Boasting a number of Southern-inspired menu items -- such as shrimp and grits, family-style braised greens, and pork confit fritters -- Jacoby's Mercantile is the perfect spot for al fresco with friends, offering a view of the Colorado River most people have never seen. Must-try items include the Muskoka Smash (Bulleit Rye, blackberry, basil, & lemon), and for "supper" a Bone-In Ribeye with a side of Mac-n-Cheese (made with sour cream and Roggenbier).
Do you know where to go when you’re in the mood for margaritas and chips and salsa (and queso and ceviche... )? El Alma is the answer. In addition to a generous happy hour, the Barton Springs restaurant has a shady rooftop with views of Austin’s skyline.
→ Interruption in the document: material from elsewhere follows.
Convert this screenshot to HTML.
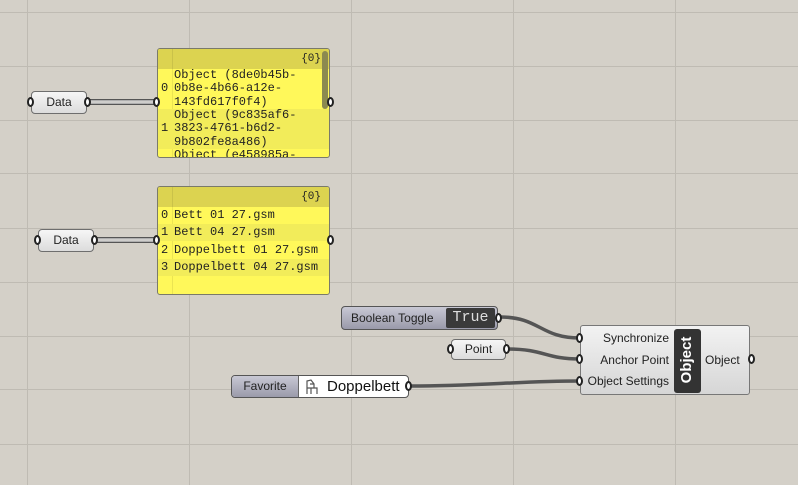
<!DOCTYPE html>
<html><head><meta charset="utf-8"><style>
*{margin:0;padding:0;box-sizing:border-box}
body{width:798px;height:485px;overflow:hidden;background:#d4d0c8;position:relative;font-family:"Liberation Sans",sans-serif}
.a{position:absolute}
.btn{position:absolute;border:1px solid #6e6e6e;border-radius:4px;background:linear-gradient(#f6f6f6,#dcdcdc);font-size:12px;color:#222;text-align:center}
.panel{position:absolute;border:1px solid #7a7a6a;border-radius:3px;background:#fff85a;overflow:hidden;font-family:"Liberation Mono",monospace;font-size:12px;color:#222}
.hdr{background:#dcd350;height:20px;text-align:right;padding-right:8px;line-height:20px;font-size:11px}
.row{position:relative;padding-left:16px;white-space:nowrap}
.row i{position:absolute;left:3px;font-style:normal}
.alt{background:#f2ec5a}
.vl{position:absolute;left:14px;top:0;bottom:0;width:1px;background:rgba(0,0,0,0.08)}
.pin{position:absolute;width:7px;height:10px;border:2px solid #222;border-radius:50%;background:#fff}
</style></head><body>
<svg class="a" style="left:0;top:0" width="798" height="485">
<g stroke="#bfbbb3" stroke-width="1">
<line x1="27.5" y1="0" x2="27.5" y2="485"/><line x1="189.5" y1="0" x2="189.5" y2="485"/><line x1="351.5" y1="0" x2="351.5" y2="485"/><line x1="513.5" y1="0" x2="513.5" y2="485"/><line x1="675.5" y1="0" x2="675.5" y2="485"/>
<line x1="0" y1="12.5" x2="798" y2="12.5"/><line x1="0" y1="66.5" x2="798" y2="66.5"/><line x1="0" y1="120.5" x2="798" y2="120.5"/><line x1="0" y1="173.5" x2="798" y2="173.5"/><line x1="0" y1="228.5" x2="798" y2="228.5"/><line x1="0" y1="282.5" x2="798" y2="282.5"/><line x1="0" y1="336.5" x2="798" y2="336.5"/><line x1="0" y1="389.5" x2="798" y2="389.5"/><line x1="0" y1="444.5" x2="798" y2="444.5"/>
</g>
<g fill="none">
<path d="M88 100 L158 100 M88 104 L158 104" stroke="#555" stroke-width="2"/>
<path d="M88 101 L158 101 M88 103 L158 103" stroke="#ccc" stroke-width="1.5"/>
<path d="M95 238 L158 238 M95 242 L158 242" stroke="#555" stroke-width="2"/>
<path d="M95 239 L158 239 M95 241 L158 241" stroke="#ccc" stroke-width="1.5"/>
<path d="M500 317 C540 317 540 338 580 338" stroke="#555" stroke-width="3.5"/>
<path d="M507 349 C545 349 545 359 580 359" stroke="#555" stroke-width="3.5"/>
<path d="M410 386 C480 386 520 381 580 381" stroke="#555" stroke-width="3.5"/>
</g>
</svg>

<div class="btn" style="left:31px;top:91px;width:56px;height:23px;line-height:21px">Data</div>
<div class="pin" style="left:27px;top:97px"></div><div class="pin" style="left:84px;top:97px"></div>
<div class="btn" style="left:38px;top:229px;width:56px;height:23px;line-height:21px">Data</div>
<div class="pin" style="left:34px;top:235px"></div><div class="pin" style="left:91px;top:235px"></div>

<div class="panel" style="left:157px;top:48px;width:173px;height:110px">
<div class="vl"></div>
<div class="hdr">{0}</div>
<div class="row" style="height:40px;line-height:13.3px"><i style="top:13px">0</i>Object (8de0b45b-<br>0b8e-4b66-a12e-<br>143fd617f0f4)</div>
<div class="row alt" style="height:40px;line-height:13.3px"><i style="top:13px">1</i>Object (9c835af6-<br>3823-4761-b6d2-<br>9b802fe8a486)</div>
<div class="row" style="height:20px;line-height:13px">Object (e458985a-</div>
<div class="a" style="left:164px;top:2px;width:6px;height:58px;background:#8c8a50;border-radius:3px"></div>
</div>
<div class="pin" style="left:153px;top:97px"></div><div class="pin" style="left:327px;top:97px"></div>

<div class="panel" style="left:157px;top:186px;width:173px;height:109px">
<div class="vl"></div>
<div class="hdr">{0}</div>
<div class="row" style="height:17px;line-height:17px"><i>0</i>Bett 01 27.gsm</div>
<div class="row alt" style="height:17px;line-height:17px"><i>1</i>Bett 04 27.gsm</div>
<div class="row" style="height:18px;line-height:18px"><i>2</i>Doppelbett 01 27.gsm</div>
<div class="row alt" style="height:17px;line-height:17px"><i>3</i>Doppelbett 04 27.gsm</div>
</div>
<div class="pin" style="left:153px;top:235px"></div><div class="pin" style="left:327px;top:235px"></div>

<div class="a" style="left:341px;top:306px;width:157px;height:24px;border:1px solid #555;border-radius:4px;background:linear-gradient(#c8c8d4,#9a9aaa);font-size:12px;line-height:22px;padding-left:9px;color:#222">Boolean Toggle</div>
<div class="a" style="left:446px;top:308px;width:49px;height:20px;background:#3a3a3a;border-radius:2px;color:#ddd;font-family:'Liberation Mono',monospace;font-size:15px;line-height:19px;text-align:center">True</div>
<div class="pin" style="left:495px;top:313px"></div>

<div class="btn" style="left:451px;top:339px;width:55px;height:21px;line-height:19px">Point</div>
<div class="pin" style="left:447px;top:344px"></div><div class="pin" style="left:503px;top:344px"></div>

<div class="a" style="left:231px;top:375px;width:178px;height:23px;border:1px solid #555;border-radius:4px;background:#fff;overflow:hidden">
<div class="a" style="left:0;top:0;width:67px;height:21px;background:linear-gradient(#c8c8d4,#9a9aaa);border-right:1px solid #666;font-size:12px;line-height:21px;text-align:center;color:#222">Favorite</div>
<svg class="a" style="left:73px;top:3px" width="14" height="16" fill="none" stroke="#555" stroke-width="1.2"><path d="M2 15 V2 L6 1 L9 5 V9 M2 9 H12 L12 15 M6 9 V15 M9 5 H5"/></svg>
<div class="a" style="left:95px;top:0;font-size:15px;line-height:21px;color:#111">Doppelbett</div>
</div>
<div class="pin" style="left:405px;top:381px"></div>

<div class="a" style="left:580px;top:325px;width:170px;height:70px;border:1px solid #777;border-radius:3px;background:linear-gradient(#f2f2f2,#d6d6d6);font-size:12px;color:#222">
<div class="a" style="right:80px;top:5px;white-space:nowrap">Synchronize</div>
<div class="a" style="right:80px;top:27px;white-space:nowrap">Anchor Point</div>
<div class="a" style="right:80px;top:48px;white-space:nowrap">Object Settings</div>
<div class="a" style="left:93px;top:3px;width:27px;height:64px;background:#333;border-radius:3px"></div>
<div class="a" style="left:74px;top:24px;width:64px;height:20px;transform:rotate(-90deg);color:#fff;font-weight:bold;font-size:15px;line-height:20px;text-align:center">Object</div>
<div class="a" style="left:124px;top:27px">Object</div>
</div>
<div class="pin" style="left:576px;top:333px"></div><div class="pin" style="left:576px;top:354px"></div><div class="pin" style="left:576px;top:376px"></div><div class="pin" style="left:748px;top:354px"></div>
</body></html>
Pro-tip: order the The Margarita Chilanga, an ice-cold frozen margarita infused with a spicy chili powder, for the ultimate local's wind-down experience.
Coffee joint by day and cocktail lounge/dive by night, Rio Rita is a cozy couch-filled respite on East Sixth that's great for grabbing a drink and a snack at any time. Try its jalapeño-infused margarita, made with 100% agave tequila, Paula’s Texas Orange liqueur, fresh lime juice, and agave nectar -- its spicy kick will wake you up. Bar bites include pizza (from East Side Pies), and homemade salsa and hummus with chips.